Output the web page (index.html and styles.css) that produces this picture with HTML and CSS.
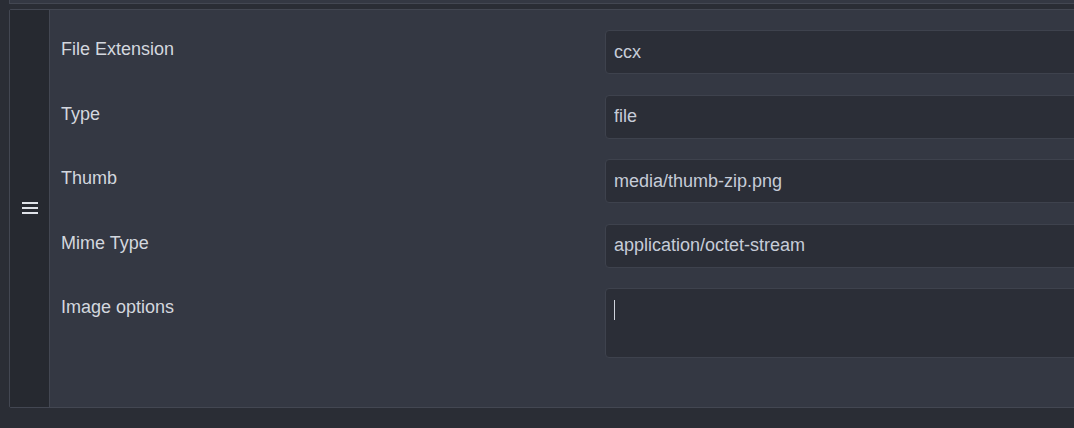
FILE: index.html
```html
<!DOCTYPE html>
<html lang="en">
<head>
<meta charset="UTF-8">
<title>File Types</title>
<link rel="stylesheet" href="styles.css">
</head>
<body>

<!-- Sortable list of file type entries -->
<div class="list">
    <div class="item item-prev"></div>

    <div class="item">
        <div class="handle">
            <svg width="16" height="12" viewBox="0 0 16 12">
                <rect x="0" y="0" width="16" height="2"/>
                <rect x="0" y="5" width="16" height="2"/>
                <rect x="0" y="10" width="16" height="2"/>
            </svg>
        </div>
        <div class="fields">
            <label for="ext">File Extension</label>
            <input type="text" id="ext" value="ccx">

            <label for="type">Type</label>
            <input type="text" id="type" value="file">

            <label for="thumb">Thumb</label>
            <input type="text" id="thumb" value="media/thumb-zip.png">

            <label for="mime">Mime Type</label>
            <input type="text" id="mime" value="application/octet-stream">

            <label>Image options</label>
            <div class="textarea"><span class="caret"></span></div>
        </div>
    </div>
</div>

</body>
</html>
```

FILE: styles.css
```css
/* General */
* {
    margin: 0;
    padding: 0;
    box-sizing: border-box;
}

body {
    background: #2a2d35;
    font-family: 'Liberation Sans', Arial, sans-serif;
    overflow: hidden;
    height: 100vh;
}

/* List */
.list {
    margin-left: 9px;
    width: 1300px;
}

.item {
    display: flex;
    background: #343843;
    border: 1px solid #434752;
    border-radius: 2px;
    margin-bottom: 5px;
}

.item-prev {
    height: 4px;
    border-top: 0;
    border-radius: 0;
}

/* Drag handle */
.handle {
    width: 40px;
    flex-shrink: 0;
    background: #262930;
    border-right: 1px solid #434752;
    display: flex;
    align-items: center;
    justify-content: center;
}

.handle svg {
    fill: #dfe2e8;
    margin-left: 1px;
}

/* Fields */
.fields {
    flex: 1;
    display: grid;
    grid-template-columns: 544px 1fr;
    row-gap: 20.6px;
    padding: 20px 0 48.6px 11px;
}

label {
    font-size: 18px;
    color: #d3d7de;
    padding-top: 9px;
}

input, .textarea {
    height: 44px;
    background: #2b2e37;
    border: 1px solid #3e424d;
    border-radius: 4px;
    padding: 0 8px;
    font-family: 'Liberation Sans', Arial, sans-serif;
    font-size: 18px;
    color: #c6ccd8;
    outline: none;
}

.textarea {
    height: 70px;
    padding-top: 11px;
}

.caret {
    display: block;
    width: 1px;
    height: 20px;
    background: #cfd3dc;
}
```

▬▬▬

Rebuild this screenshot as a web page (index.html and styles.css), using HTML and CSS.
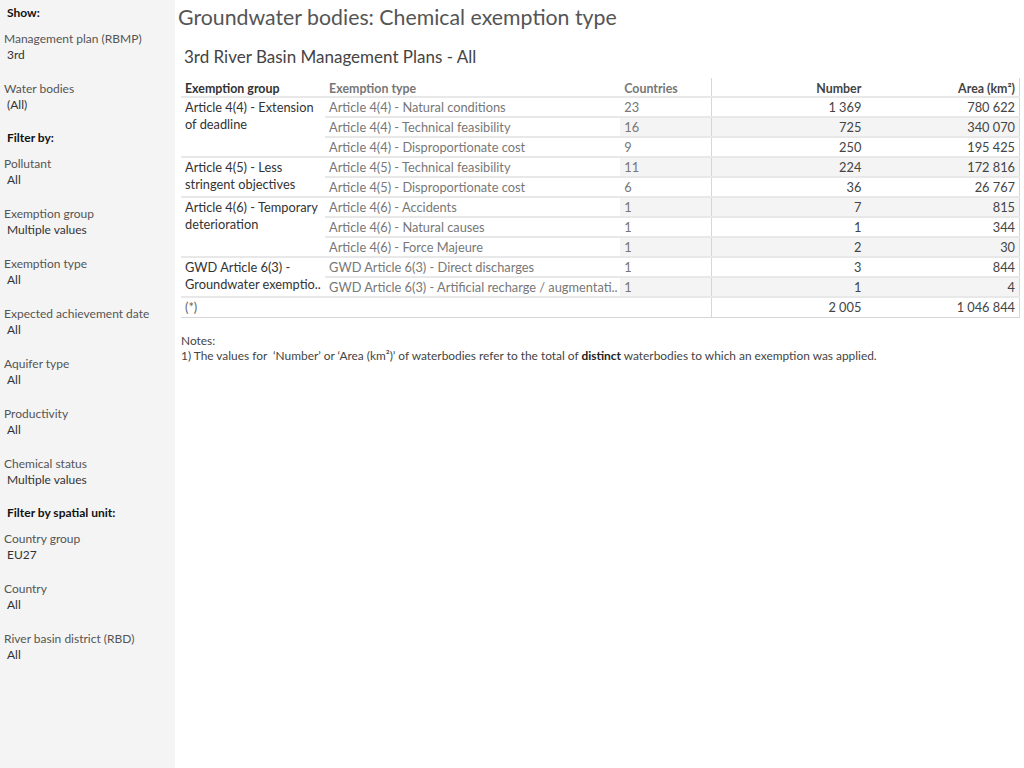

▬▬▬

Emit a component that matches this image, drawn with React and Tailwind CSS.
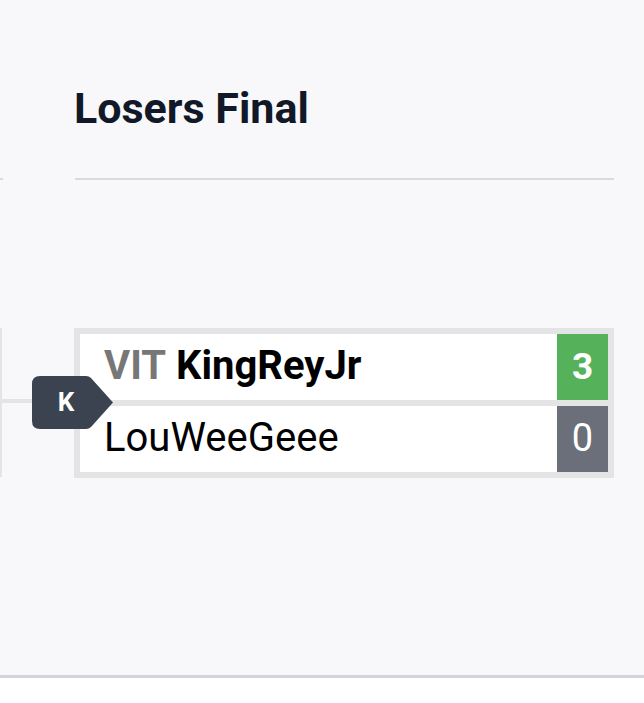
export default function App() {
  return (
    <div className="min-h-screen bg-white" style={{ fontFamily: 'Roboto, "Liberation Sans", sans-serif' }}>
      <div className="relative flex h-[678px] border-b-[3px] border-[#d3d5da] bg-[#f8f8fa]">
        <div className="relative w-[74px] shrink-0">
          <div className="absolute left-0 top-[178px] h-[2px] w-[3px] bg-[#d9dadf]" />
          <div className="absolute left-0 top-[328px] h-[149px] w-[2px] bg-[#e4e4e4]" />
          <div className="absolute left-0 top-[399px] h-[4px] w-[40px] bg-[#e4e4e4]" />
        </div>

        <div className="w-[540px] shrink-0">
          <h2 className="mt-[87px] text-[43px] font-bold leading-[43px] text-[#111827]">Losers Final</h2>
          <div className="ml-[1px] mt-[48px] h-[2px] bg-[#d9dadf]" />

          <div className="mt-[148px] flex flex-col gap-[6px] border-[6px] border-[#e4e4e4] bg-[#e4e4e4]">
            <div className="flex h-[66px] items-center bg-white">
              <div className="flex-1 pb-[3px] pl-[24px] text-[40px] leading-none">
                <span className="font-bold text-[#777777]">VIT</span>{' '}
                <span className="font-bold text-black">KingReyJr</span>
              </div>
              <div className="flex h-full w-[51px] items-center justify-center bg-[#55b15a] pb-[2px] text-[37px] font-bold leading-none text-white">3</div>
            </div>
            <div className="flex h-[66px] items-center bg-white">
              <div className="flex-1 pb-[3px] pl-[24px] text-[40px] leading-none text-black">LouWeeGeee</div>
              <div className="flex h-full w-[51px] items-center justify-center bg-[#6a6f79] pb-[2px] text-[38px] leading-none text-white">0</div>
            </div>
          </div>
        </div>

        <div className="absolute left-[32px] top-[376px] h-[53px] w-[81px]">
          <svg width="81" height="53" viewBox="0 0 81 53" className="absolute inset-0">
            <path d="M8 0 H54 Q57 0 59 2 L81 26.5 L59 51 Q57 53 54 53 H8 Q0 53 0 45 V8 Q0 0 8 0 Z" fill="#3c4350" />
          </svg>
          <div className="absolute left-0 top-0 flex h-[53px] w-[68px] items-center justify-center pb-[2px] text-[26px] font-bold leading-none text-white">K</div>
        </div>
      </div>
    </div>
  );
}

▬▬▬

## SHORT PROBLEM:
Sift through the entries and copy every line with "this".

## THE SOLUTION:
Output the web page (index.html and styles.css) that produces this picture with HTML and CSS.
Rebuild this screenshot as a web page (index.html and styles.css), using HTML and CSS.
Emit a component that matches this image, drawn with React and Tailwind CSS.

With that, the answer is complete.